Repeat the material verbatim and drop the pictures.

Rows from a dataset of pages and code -
+ + + +
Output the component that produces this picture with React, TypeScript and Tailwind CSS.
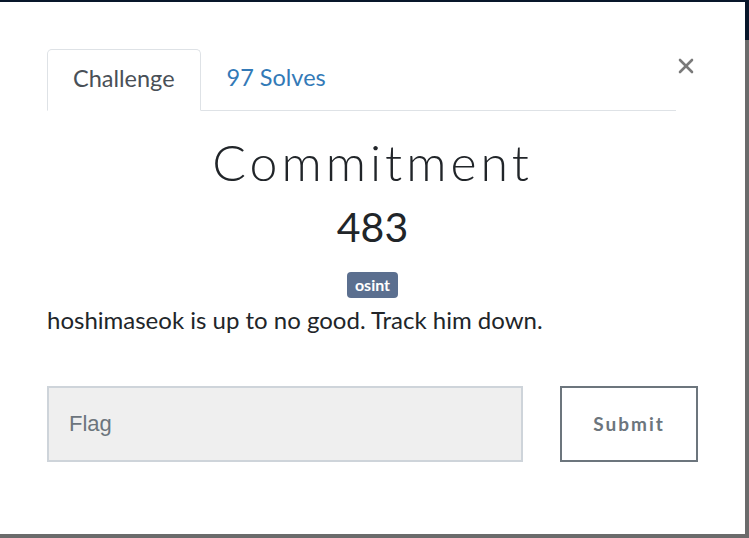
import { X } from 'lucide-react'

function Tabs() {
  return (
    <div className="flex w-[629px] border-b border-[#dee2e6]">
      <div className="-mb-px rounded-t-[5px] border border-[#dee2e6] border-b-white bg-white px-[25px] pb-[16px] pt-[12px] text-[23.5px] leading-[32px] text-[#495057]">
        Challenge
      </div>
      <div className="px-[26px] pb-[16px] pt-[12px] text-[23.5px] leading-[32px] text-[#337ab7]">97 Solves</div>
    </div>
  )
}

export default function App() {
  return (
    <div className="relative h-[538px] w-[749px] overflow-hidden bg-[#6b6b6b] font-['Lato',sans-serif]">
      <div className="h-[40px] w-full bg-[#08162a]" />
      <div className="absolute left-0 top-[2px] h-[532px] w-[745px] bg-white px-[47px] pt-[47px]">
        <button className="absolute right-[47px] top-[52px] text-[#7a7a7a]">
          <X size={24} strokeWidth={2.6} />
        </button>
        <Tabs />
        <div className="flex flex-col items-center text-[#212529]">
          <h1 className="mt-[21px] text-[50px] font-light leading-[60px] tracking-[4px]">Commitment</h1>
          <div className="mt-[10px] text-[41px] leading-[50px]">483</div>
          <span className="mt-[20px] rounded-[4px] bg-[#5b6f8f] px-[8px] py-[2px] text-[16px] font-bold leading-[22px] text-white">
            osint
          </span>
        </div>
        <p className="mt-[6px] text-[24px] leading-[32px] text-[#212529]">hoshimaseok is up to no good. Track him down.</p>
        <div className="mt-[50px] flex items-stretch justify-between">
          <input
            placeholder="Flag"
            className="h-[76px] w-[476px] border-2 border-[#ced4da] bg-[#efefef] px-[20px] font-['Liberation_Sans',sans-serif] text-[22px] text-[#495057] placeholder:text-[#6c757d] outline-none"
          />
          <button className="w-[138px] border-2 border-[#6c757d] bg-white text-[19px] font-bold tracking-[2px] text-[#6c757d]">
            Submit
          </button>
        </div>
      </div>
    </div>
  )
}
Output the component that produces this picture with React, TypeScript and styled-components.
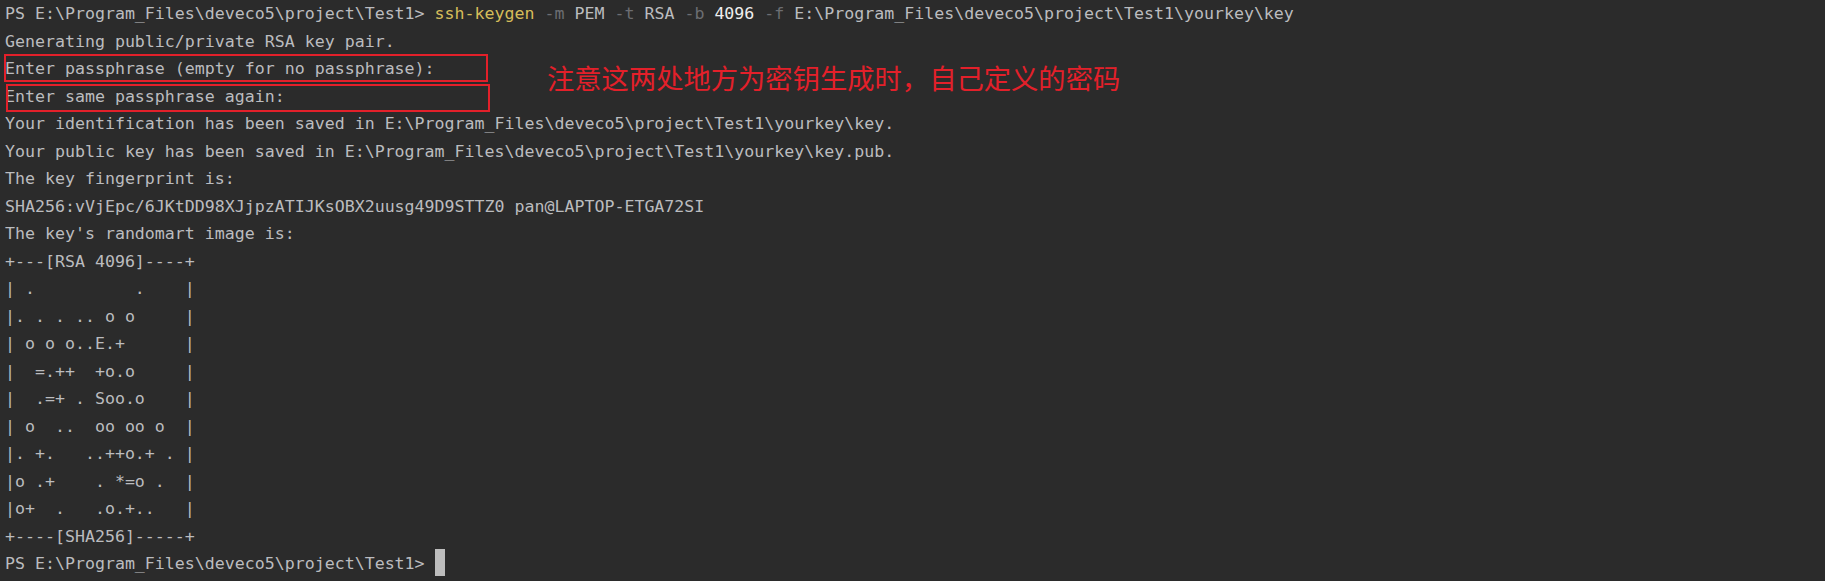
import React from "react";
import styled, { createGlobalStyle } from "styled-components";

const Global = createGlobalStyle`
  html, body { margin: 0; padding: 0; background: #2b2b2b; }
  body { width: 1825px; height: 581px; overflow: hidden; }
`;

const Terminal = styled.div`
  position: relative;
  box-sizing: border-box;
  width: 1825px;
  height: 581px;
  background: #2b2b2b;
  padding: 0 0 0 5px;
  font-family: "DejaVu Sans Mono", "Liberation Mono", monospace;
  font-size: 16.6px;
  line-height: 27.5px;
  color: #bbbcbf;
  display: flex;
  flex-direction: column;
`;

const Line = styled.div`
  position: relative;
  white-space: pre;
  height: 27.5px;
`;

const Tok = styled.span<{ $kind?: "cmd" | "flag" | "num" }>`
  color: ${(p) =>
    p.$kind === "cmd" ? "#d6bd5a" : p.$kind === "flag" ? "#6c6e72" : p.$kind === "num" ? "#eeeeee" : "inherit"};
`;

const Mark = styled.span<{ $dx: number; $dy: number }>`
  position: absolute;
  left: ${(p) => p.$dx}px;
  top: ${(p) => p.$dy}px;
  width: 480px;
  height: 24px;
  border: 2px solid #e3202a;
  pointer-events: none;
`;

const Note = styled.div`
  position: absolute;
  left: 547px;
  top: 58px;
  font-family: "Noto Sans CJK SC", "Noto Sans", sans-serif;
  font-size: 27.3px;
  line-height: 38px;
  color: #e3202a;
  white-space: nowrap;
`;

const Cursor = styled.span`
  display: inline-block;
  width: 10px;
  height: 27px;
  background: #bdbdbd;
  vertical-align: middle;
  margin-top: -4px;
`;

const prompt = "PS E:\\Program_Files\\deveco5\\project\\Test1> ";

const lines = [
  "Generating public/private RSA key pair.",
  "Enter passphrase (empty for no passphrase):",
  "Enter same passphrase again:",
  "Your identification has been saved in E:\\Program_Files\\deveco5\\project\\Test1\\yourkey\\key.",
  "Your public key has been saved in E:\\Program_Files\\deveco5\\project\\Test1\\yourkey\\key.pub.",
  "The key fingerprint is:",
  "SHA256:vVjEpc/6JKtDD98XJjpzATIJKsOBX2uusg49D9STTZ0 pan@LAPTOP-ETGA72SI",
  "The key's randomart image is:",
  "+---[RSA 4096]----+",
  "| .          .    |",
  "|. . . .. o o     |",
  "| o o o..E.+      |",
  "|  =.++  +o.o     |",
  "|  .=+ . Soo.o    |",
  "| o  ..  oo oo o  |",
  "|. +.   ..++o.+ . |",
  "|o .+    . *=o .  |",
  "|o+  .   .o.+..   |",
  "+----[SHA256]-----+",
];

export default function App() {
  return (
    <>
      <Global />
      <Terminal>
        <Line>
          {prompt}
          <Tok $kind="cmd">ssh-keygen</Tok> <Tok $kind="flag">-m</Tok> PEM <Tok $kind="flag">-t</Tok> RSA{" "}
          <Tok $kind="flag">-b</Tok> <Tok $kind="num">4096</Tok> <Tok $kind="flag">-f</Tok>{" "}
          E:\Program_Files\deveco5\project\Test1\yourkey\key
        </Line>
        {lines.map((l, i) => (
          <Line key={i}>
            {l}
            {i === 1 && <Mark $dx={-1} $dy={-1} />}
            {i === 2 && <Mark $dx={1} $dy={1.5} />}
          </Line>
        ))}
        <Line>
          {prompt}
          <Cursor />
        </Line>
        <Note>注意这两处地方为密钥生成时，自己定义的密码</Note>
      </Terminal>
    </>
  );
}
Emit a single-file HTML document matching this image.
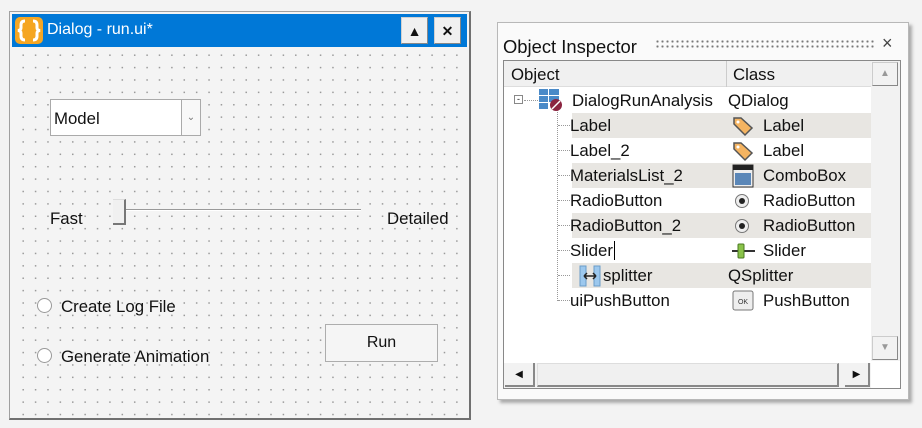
+ + + +
RESPONSE -
Output the component that produces this picture with React, TypeScript and Tailwind CSS.
import { X } from 'lucide-react'

function Tabs() {
  return (
    <div className="flex w-[629px] border-b border-[#dee2e6]">
      <div className="-mb-px rounded-t-[5px] border border-[#dee2e6] border-b-white bg-white px-[25px] pb-[16px] pt-[12px] text-[23.5px] leading-[32px] text-[#495057]">
        Challenge
      </div>
      <div className="px-[26px] pb-[16px] pt-[12px] text-[23.5px] leading-[32px] text-[#337ab7]">97 Solves</div>
    </div>
  )
}

export default function App() {
  return (
    <div className="relative h-[538px] w-[749px] overflow-hidden bg-[#6b6b6b] font-['Lato',sans-serif]">
      <div className="h-[40px] w-full bg-[#08162a]" />
      <div className="absolute left-0 top-[2px] h-[532px] w-[745px] bg-white px-[47px] pt-[47px]">
        <button className="absolute right-[47px] top-[52px] text-[#7a7a7a]">
          <X size={24} strokeWidth={2.6} />
        </button>
        <Tabs />
        <div className="flex flex-col items-center text-[#212529]">
          <h1 className="mt-[21px] text-[50px] font-light leading-[60px] tracking-[4px]">Commitment</h1>
          <div className="mt-[10px] text-[41px] leading-[50px]">483</div>
          <span className="mt-[20px] rounded-[4px] bg-[#5b6f8f] px-[8px] py-[2px] text-[16px] font-bold leading-[22px] text-white">
            osint
          </span>
        </div>
        <p className="mt-[6px] text-[24px] leading-[32px] text-[#212529]">hoshimaseok is up to no good. Track him down.</p>
        <div className="mt-[50px] flex items-stretch justify-between">
          <input
            placeholder="Flag"
            className="h-[76px] w-[476px] border-2 border-[#ced4da] bg-[#efefef] px-[20px] font-['Liberation_Sans',sans-serif] text-[22px] text-[#495057] placeholder:text-[#6c757d] outline-none"
          />
          <button className="w-[138px] border-2 border-[#6c757d] bg-white text-[19px] font-bold tracking-[2px] text-[#6c757d]">
            Submit
          </button>
        </div>
      </div>
    </div>
  )
}
Output the component that produces this picture with React, TypeScript and styled-components.
import React from "react";
import styled, { createGlobalStyle } from "styled-components";

const Global = createGlobalStyle`
  html, body { margin: 0; padding: 0; background: #2b2b2b; }
  body { width: 1825px; height: 581px; overflow: hidden; }
`;

const Terminal = styled.div`
  position: relative;
  box-sizing: border-box;
  width: 1825px;
  height: 581px;
  background: #2b2b2b;
  padding: 0 0 0 5px;
  font-family: "DejaVu Sans Mono", "Liberation Mono", monospace;
  font-size: 16.6px;
  line-height: 27.5px;
  color: #bbbcbf;
  display: flex;
  flex-direction: column;
`;

const Line = styled.div`
  position: relative;
  white-space: pre;
  height: 27.5px;
`;

const Tok = styled.span<{ $kind?: "cmd" | "flag" | "num" }>`
  color: ${(p) =>
    p.$kind === "cmd" ? "#d6bd5a" : p.$kind === "flag" ? "#6c6e72" : p.$kind === "num" ? "#eeeeee" : "inherit"};
`;

const Mark = styled.span<{ $dx: number; $dy: number }>`
  position: absolute;
  left: ${(p) => p.$dx}px;
  top: ${(p) => p.$dy}px;
  width: 480px;
  height: 24px;
  border: 2px solid #e3202a;
  pointer-events: none;
`;

const Note = styled.div`
  position: absolute;
  left: 547px;
  top: 58px;
  font-family: "Noto Sans CJK SC", "Noto Sans", sans-serif;
  font-size: 27.3px;
  line-height: 38px;
  color: #e3202a;
  white-space: nowrap;
`;

const Cursor = styled.span`
  display: inline-block;
  width: 10px;
  height: 27px;
  background: #bdbdbd;
  vertical-align: middle;
  margin-top: -4px;
`;

const prompt = "PS E:\\Program_Files\\deveco5\\project\\Test1> ";

const lines = [
  "Generating public/private RSA key pair.",
  "Enter passphrase (empty for no passphrase):",
  "Enter same passphrase again:",
  "Your identification has been saved in E:\\Program_Files\\deveco5\\project\\Test1\\yourkey\\key.",
  "Your public key has been saved in E:\\Program_Files\\deveco5\\project\\Test1\\yourkey\\key.pub.",
  "The key fingerprint is:",
  "SHA256:vVjEpc/6JKtDD98XJjpzATIJKsOBX2uusg49D9STTZ0 pan@LAPTOP-ETGA72SI",
  "The key's randomart image is:",
  "+---[RSA 4096]----+",
  "| .          .    |",
  "|. . . .. o o     |",
  "| o o o..E.+      |",
  "|  =.++  +o.o     |",
  "|  .=+ . Soo.o    |",
  "| o  ..  oo oo o  |",
  "|. +.   ..++o.+ . |",
  "|o .+    . *=o .  |",
  "|o+  .   .o.+..   |",
  "+----[SHA256]-----+",
];

export default function App() {
  return (
    <>
      <Global />
      <Terminal>
        <Line>
          {prompt}
          <Tok $kind="cmd">ssh-keygen</Tok> <Tok $kind="flag">-m</Tok> PEM <Tok $kind="flag">-t</Tok> RSA{" "}
          <Tok $kind="flag">-b</Tok> <Tok $kind="num">4096</Tok> <Tok $kind="flag">-f</Tok>{" "}
          E:\Program_Files\deveco5\project\Test1\yourkey\key
        </Line>
        {lines.map((l, i) => (
          <Line key={i}>
            {l}
            {i === 1 && <Mark $dx={-1} $dy={-1} />}
            {i === 2 && <Mark $dx={1} $dy={1.5} />}
          </Line>
        ))}
        <Line>
          {prompt}
          <Cursor />
        </Line>
        <Note>注意这两处地方为密钥生成时，自己定义的密码</Note>
      </Terminal>
    </>
  );
}
Emit a single-file HTML document matching this image.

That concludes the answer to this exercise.